A celebre frase creditada ao historiador britânico Peter Burke diz que “a função do historiador é lembrar a sociedade daquilo que ela quer esquecer”. A história é, por excelência, a escrita sobre os acontecimentos do passado que segue, a priori, regras metodológicas em sua pesquisa e escrita. Ela não é, portanto, o passado em si. A memória, embora seja igualmente relacionada ao presente e não exatamente ao passado, é evocada muitas vezes de forma mais orgânica que a história. Por vezes até se confundidinho com ela. O historiador Jacques Le Goff, por exemplo, define a história como a produção científica da memória.

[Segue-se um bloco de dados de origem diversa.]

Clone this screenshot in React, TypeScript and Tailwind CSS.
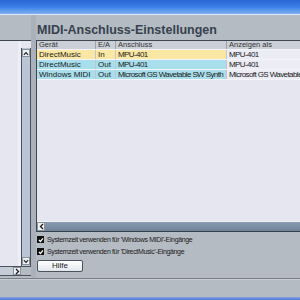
import React from "react";

const font = { fontFamily: '"Liberation Sans", Arial, sans-serif' };

function UpArrow() {
  return (
    <svg width="7" height="5" viewBox="0 0 7 5">
      <path d="M1 4 L3.5 1.5 L6 4" stroke="#1a1a1a" strokeWidth="1.3" fill="none" />
    </svg>
  );
}
function DownArrow() {
  return (
    <svg width="7" height="5" viewBox="0 0 7 5">
      <path d="M1 1 L3.5 3.5 L6 1" stroke="#1a1a1a" strokeWidth="1.3" fill="none" />
    </svg>
  );
}
function RightArrow() {
  return (
    <svg width="5" height="7" viewBox="0 0 5 7">
      <path d="M1 1 L3.5 3.5 L1 6" stroke="#1a1a1a" strokeWidth="1.3" fill="none" />
    </svg>
  );
}
function LeftArrow() {
  return (
    <svg width="5" height="7" viewBox="0 0 5 7">
      <path d="M4 1 L1.5 3.5 L4 6" stroke="#1a1a1a" strokeWidth="1.3" fill="none" />
    </svg>
  );
}

function Check() {
  return (
    <div className="w-[7px] h-[7px] bg-[#111] flex items-center justify-center shrink-0">
      <svg width="6" height="6" viewBox="0 0 6 6">
        <path d="M1 3 L2.4 4.5 L5 1.3" stroke="#fff" strokeWidth="1.2" fill="none" />
      </svg>
    </div>
  );
}

const rows = [
  { g: "DirectMusic", ea: "In", a: "MPU-401", z: "MPU-401", bg: "bg-[#fbe7a4]" },
  { g: "DirectMusic", ea: "Out", a: "MPU-401", z: "MPU-401", bg: "bg-[#a9dfec]" },
  { g: "Windows MIDI", ea: "Out", a: "Microsoft GS Wavetable SW Synth", z: "Microsoft GS Wavetable SW Synth", bg: "bg-[#a9dfec]" },
];

export default function App() {
  return (
    <div className="w-[300px] h-[300px] overflow-hidden bg-[#b5bbc3] flex flex-col text-[#1a1a1a]" style={font}>
      {/* title bar */}
      <div className="h-[14px] shrink-0 bg-gradient-to-b from-[#2a66d6] via-[#3a80e6] to-[#7fb0f2]" />
      <div className="h-[1px] shrink-0 bg-[#dfe8f4]" />

      {/* main */}
      <div className="h-[263px] shrink-0 flex">
        {/* left panel */}
        <div className="w-[31px] shrink-0 pt-[25px] flex flex-col">
          <div className="h-[236px] flex flex-col border-t border-[#3e4650]">
            <div className="flex-1 flex">
              <div className="w-[21px] bg-[#e6e6f0] border-r-[3px] border-[#eeeef6]" />
              <div className="w-[10px] flex flex-col">
                <div className="h-[7px] bg-[#e6e6f0]" />
                <div className="flex-1 flex flex-col bg-[#bac6d6] border-x border-[#4a525c]">
                  <div className="h-[8px] mt-[1px] bg-[#eef0f4] border border-[#8a929c] flex items-center justify-center">
                    <UpArrow />
                  </div>
                  <div className="flex-1" />
                  <div className="h-[8px] mb-[1px] bg-[#eef0f4] border border-[#8a929c] flex items-center justify-center">
                    <DownArrow />
                  </div>
                </div>
              </div>
            </div>
            <div className="h-[10px] shrink-0 flex border-y border-[#4a525c]">
              <div className="w-[21px] bg-[#c4ccd8] flex justify-end">
                <div className="w-[8px] h-full bg-[#eef0f4] border border-[#8a929c] flex items-center justify-center">
                  <RightArrow />
                </div>
              </div>
              <div className="w-[10px] bg-[#b5bbc3]" />
            </div>
          </div>
        </div>

        {/* splitter */}
        <div className="w-[5px] shrink-0 bg-[#aab1ba]" />

        {/* right panel */}
        <div className="flex-1 min-w-0 flex flex-col">
          <div className="h-[25px] shrink-0 flex items-end pb-[4px] pl-[1px]">
            <span className="text-[12.5px] font-bold leading-none text-[#36424e] whitespace-nowrap">
              MIDI-Anschluss-Einstellungen
            </span>
          </div>
          <div className="h-[192px] shrink-0 border-t border-l border-[#3e4650] flex flex-col">
            <div className="flex-1 bg-[#e6e6f0] flex flex-col overflow-hidden">
              {/* header */}
              <div className="h-[8px] flex bg-[#cbd0d8] text-[7.5px] leading-[8px] text-[#333] whitespace-nowrap">
                <div className="w-[59px] pl-[2px] border-r border-[#9aa3ae]">Gerät</div>
                <div className="w-[20px] pl-[2px] border-r border-[#9aa3ae]">E/A</div>
                <div className="w-[111px] pl-[2px] border-r border-[#9aa3ae]">Anschluss</div>
                <div className="flex-1 pl-[2px]">Anzeigen als</div>
              </div>
              {rows.map((r, i) => (
                <div key={i} className="h-[10px] flex border-t border-[#f4f4fa] text-[8px] leading-[9px] whitespace-nowrap">
                  <div className={`w-[59px] pl-[2px] border-r border-[#c0c6cf] ${r.bg}`}>{r.g}</div>
                  <div className={`w-[20px] pl-[2px] border-r border-[#c0c6cf] ${r.bg}`}>{r.ea}</div>
                  <div className={`w-[111px] pl-[2px] border-r border-[#c0c6cf] overflow-hidden tracking-[-0.6px] ${r.bg}`}>{r.a}</div>
                  <div className="flex-1 pl-[2px] overflow-hidden tracking-[-0.6px] bg-[#ececf4]">{r.z}</div>
                </div>
              ))}
              <div className="border-t border-[#f4f4fa]" />
            </div>
            <div className="h-[1px] bg-[#f0f2f6]" />
            <div className="h-[10px] shrink-0 flex bg-gradient-to-b from-[#8a9cb2] to-[#6f8298] border-b border-[#34404c]">
              <div className="w-[8px] bg-[#eef0f4] border border-[#8a929c] flex items-center justify-center">
                <LeftArrow />
              </div>
            </div>
          </div>

          <div className="flex flex-col pl-[1px] pt-[4px] gap-[5px] text-[7px] leading-[7px] tracking-[-0.35px] whitespace-nowrap">
            <div className="flex items-center gap-[3px] h-[7px]">
              <Check />
              <span>Systemzeit verwenden für 'Windows MIDI'-Eingänge</span>
            </div>
            <div className="flex items-center gap-[3px] h-[7px]">
              <Check />
              <span>Systemzeit verwenden für 'DirectMusic'-Eingänge</span>
            </div>
          </div>
          <div className="pt-[5px] pl-[1px]">
            <div className="w-[46px] h-[12px] rounded-[2px] border border-[#4a525c] bg-gradient-to-b from-[#ffffff] to-[#e2e6ec] flex items-center justify-center text-[8px] leading-none">
              Hilfe
            </div>
          </div>
        </div>
      </div>

      {/* bottom */}
      <div className="h-[1px] shrink-0 bg-[#7a8088]" />
      <div className="h-[1px] shrink-0 bg-[#c8cdd4]" />
      <div className="flex-1 bg-[#b5bbc3]" />
      <div className="h-[3px] shrink-0 bg-gradient-to-b from-[#8aa8e4] to-[#4a74cc]" />
    </div>
  );
}
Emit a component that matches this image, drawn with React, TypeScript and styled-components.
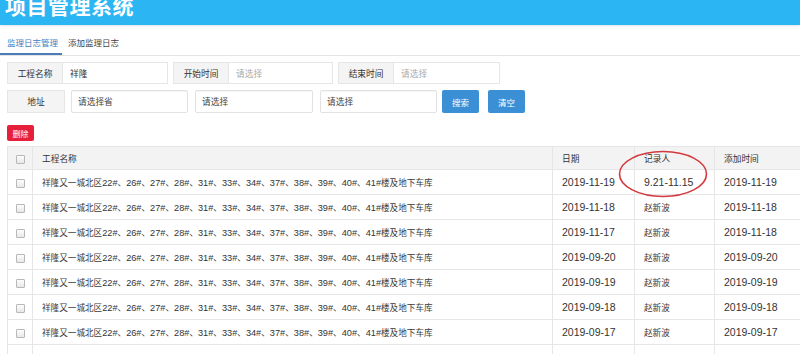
import styled, { createGlobalStyle } from 'styled-components';

const GlobalStyle = createGlobalStyle`
  html, body {
    margin: 0;
    padding: 0;
    background: #fff;
    overflow: hidden;
  }
  body {
    font-family: "Liberation Sans", "Noto Sans CJK SC", sans-serif;
    font-size: 11px;
    color: #333;
  }
`;

const projectName =
  '祥隆又一城北区22#、26#、27#、28#、31#、33#、34#、37#、38#、39#、40#、41#楼及地下车库';

const rows = [
  { date: '2019-11-19', recorder: '9.21-11.15', added: '2019-11-19' },
  { date: '2019-11-18', recorder: '赵新波', added: '2019-11-18' },
  { date: '2019-11-17', recorder: '赵新波', added: '2019-11-18' },
  { date: '2019-09-20', recorder: '赵新波', added: '2019-09-20' },
  { date: '2019-09-19', recorder: '赵新波', added: '2019-09-19' },
  { date: '2019-09-18', recorder: '赵新波', added: '2019-09-18' },
  { date: '2019-09-17', recorder: '赵新波', added: '2019-09-17' },
];

// chinese glyphs render smaller than latin ones in the original table
const Mixed = ({ text }: { text: string }) => (
  <>
    {text.split(/([\u3000-\u303f\u4e00-\u9fff\uff00-\uffef]+)/).map((part, i) =>
      i % 2 === 1 ? <Cjk key={i}>{part}</Cjk> : part
    )}
  </>
);

const App = () => {
  return (
    <Page>
      <GlobalStyle />
      <Header>
        <Title>项目管理系统</Title>
      </Header>

      <TabBar>
        <Tab active={true}>监理日志管理</Tab>
        <Tab active={false}>添加监理日志</Tab>
      </TabBar>

      <Content>
        <FormRow>
          <FieldGroup>
            <FieldLabel w={56}>工程名称</FieldLabel>
            <FieldInput w={105}>祥隆</FieldInput>
          </FieldGroup>
          <FieldGroup>
            <FieldLabel w={56}>开始时间</FieldLabel>
            <FieldInput w={104} placeholder>请选择</FieldInput>
          </FieldGroup>
          <FieldGroup>
            <FieldLabel w={56}>结束时间</FieldLabel>
            <FieldInput w={106} placeholder>请选择</FieldInput>
          </FieldGroup>
        </FormRow>

        <AddressRow>
          <FieldLabel w={58}>地址</FieldLabel>
          <SelectBox w={117}>请选择省</SelectBox>
          <SelectBox w={118}>请选择</SelectBox>
          <SelectBox w={117}>请选择</SelectBox>
          <Buttons>
            <BlueButton>搜索</BlueButton>
            <BlueButton>清空</BlueButton>
          </Buttons>
        </AddressRow>

        <DeleteButton>删除</DeleteButton>

        <Table>
          <thead>
            <tr>
              <CheckCell as="th">
                <Check />
              </CheckCell>
              <Th w={520}>工程名称</Th>
              <Th w={82}>日期</Th>
              <Th w={80}>记录人</Th>
              <Th w={100}>添加时间</Th>
            </tr>
          </thead>
          <tbody>
            {rows.map((r, i) => (
              <tr key={i}>
                <CheckCell>
                  <Check />
                </CheckCell>
                <Td compact>
                  <Mixed text={projectName} />
                </Td>
                <Td>{r.date}</Td>
                <Td>
                  <Mixed text={r.recorder} />
                </Td>
                <Td>{r.added}</Td>
              </tr>
            ))}
            <tr>
              <CheckCell />
              <Td />
              <Td />
              <Td />
              <Td />
            </tr>
          </tbody>
        </Table>
      </Content>

      <Annotation viewBox="0 0 90 48">
        <ellipse cx="45" cy="24" rx="43.5" ry="22.5" fill="none" stroke="#d23a3f" strokeWidth="1.6" />
      </Annotation>
    </Page>
  );
};

export default App;

const Page = styled.div`
  position: relative;
  width: 800px;
  height: 354px;
  overflow: hidden;
`;

const Header = styled.div`
  height: 25px;
  background: #2bb5f3;
  display: flex;
  align-items: flex-end;
  overflow: hidden;
  padding-left: 5px;
  box-shadow: 0 1px 2px rgba(0, 0, 0, 0.12);
`;

const Title = styled.h1`
  margin: 0;
  font-size: 21px;
  line-height: 21px;
  padding-bottom: 8px;
  font-weight: 700;
  color: #fff;
  letter-spacing: 0.5px;
`;

const TabBar = styled.div`
  display: flex;
  padding-top: 8px;
  border-bottom: 1px solid #e3e3e3;
`;

const Tab = styled.div<{ active: boolean }>`
  height: 20px;
  line-height: 20px;
  padding: ${(p) => (p.active ? '0 4px 0 7px' : '0 6px')};
  font-size: 8.5px;
  color: ${(p) => (p.active ? '#3f7fc0' : '#444')};
  border-bottom: 2px solid ${(p) => (p.active ? '#4a7db8' : 'transparent')};
`;

const Content = styled.div`
  padding: 6px 0 0 7px;
`;

const FormRow = styled.div`
  display: flex;
  gap: 5px;
  height: 22px;
`;

const FieldGroup = styled.div`
  display: flex;
`;

const FieldLabel = styled.div<{ w: number }>`
  width: ${(p) => p.w}px;
  box-sizing: border-box;
  display: flex;
  align-items: center;
  justify-content: center;
  background: #f4f4f4;
  border: 1px solid #e6e6e6;
  font-size: 8.7px;
  color: #333;
`;

const FieldInput = styled.div<{ w: number; placeholder?: boolean }>`
  width: ${(p) => p.w}px;
  box-sizing: border-box;
  display: flex;
  align-items: center;
  padding-left: 7px;
  border: 1px solid #e6e6e6;
  border-left: none;
  background: #fff;
  font-size: 8.7px;
  color: ${(p) => (p.placeholder ? '#aaa' : '#333')};
`;

const AddressRow = styled.div`
  display: flex;
  gap: 6px;
  height: 23px;
  margin-top: 6px;
`;

const SelectBox = styled.div<{ w: number }>`
  width: ${(p) => p.w}px;
  box-sizing: border-box;
  display: flex;
  align-items: center;
  padding-left: 6px;
  border: 1px solid #e2e2e2;
  border-radius: 2px;
  box-shadow: inset 0 1px 1px rgba(0, 0, 0, 0.04);
  font-size: 8.7px;
  color: #444;
  & + & {
    margin-left: 1px;
  }
`;

const Buttons = styled.div`
  display: flex;
  gap: 9px;
  margin-left: -1px;
`;

const BlueButton = styled.button`
  width: 37px;
  height: 23px;
  padding: 0;
  border: none;
  border-radius: 2px;
  background: #3a8fd5;
  color: #fff;
  font-family: inherit;
  font-size: 8.5px;
`;

const DeleteButton = styled.button`
  display: block;
  margin-top: 12px;
  width: 27px;
  height: 16px;
  padding: 0;
  border: none;
  border-radius: 2px;
  background: #e6203a;
  color: #fff;
  font-family: inherit;
  font-size: 8px;
`;

const Table = styled.table`
  margin-top: 5px;
  border-collapse: collapse;
  table-layout: fixed;
  width: 807px;
`;

const Th = styled.th<{ w: number }>`
  width: ${(p) => p.w}px;
  height: 23px;
  box-sizing: border-box;
  padding: 0 0 0 9px;
  text-align: left;
  font-weight: 400;
  font-size: 8.7px;
  color: #333;
  background: #f3f3f3;
  border: 1px solid #e6e6e6;
`;

const Td = styled.td<{ compact?: boolean }>`
  height: 25px;
  box-sizing: border-box;
  padding: 0 0 0 9px;
  font-size: ${(p) => (p.compact ? '9.2px' : '10.5px')};
  color: #333;
  white-space: nowrap;
  overflow: hidden;
  border: 1px solid #e6e6e6;
`;

const Cjk = styled.span`
  font-size: 8.6px;
  color: #3a3a3a;
`;

const CheckCell = styled.td`
  width: 25px;
  height: 25px;
  box-sizing: border-box;
  padding: 0;
  text-align: center;
  border: 1px solid #e6e6e6;
  thead & {
    height: 23px;
    background: #f3f3f3;
  }
`;

const Check = styled.span`
  display: inline-block;
  width: 7px;
  height: 7px;
  border: 1px solid #b8b8b8;
  border-radius: 1px;
  background: linear-gradient(#fdfdfd, #e8e8e8);
  vertical-align: middle;
`;

const Annotation = styled.svg`
  position: absolute;
  left: 618px;
  top: 150px;
  width: 90px;
  height: 48px;
  pointer-events: none;
`;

Estes “lugares de memória” podem ser, e muitas vezes são, tomados como fontes históricas pois foram erguidos como monumentos – mesmo que não criados como tal – por sociedades específicas que tinham neles a intenção de cristalizar uma memória, tinham um “vontade de memória”. Mas o monumento como figura material é mais uma testemunha da sociedade que o consagrou como tal que do passado que está referenciando. Afogar a estátua de Edward Colson não é apenas afogar a figura do negociante de escravos, é também afogar a sociedade que ergueu e manteve uma homenagem a ele. Erguer uma imagem a um famoso jogador de futebol português não é apenas homenagear o jogador, mas consagrar uma nação que a muito exerceu um poder imperial sobre o poder local. Se não há mais uma “vontade de memória” em manter estes “lugares de memória”, e se, ao contrário, este “lugar de memória” estabelecido no passado não mais conversa com a “vontade de memória” contemporânea, estes elementos podem e devem ser retirados de lugares públicos – o que não configura necessariamente depredações e vandalismo.

História e memória – embora relacionáveis – são coisas distintas que frequentemente se unem no senso comum. Retirar “lugares de memória” de espaços públicos em nada afeta a história.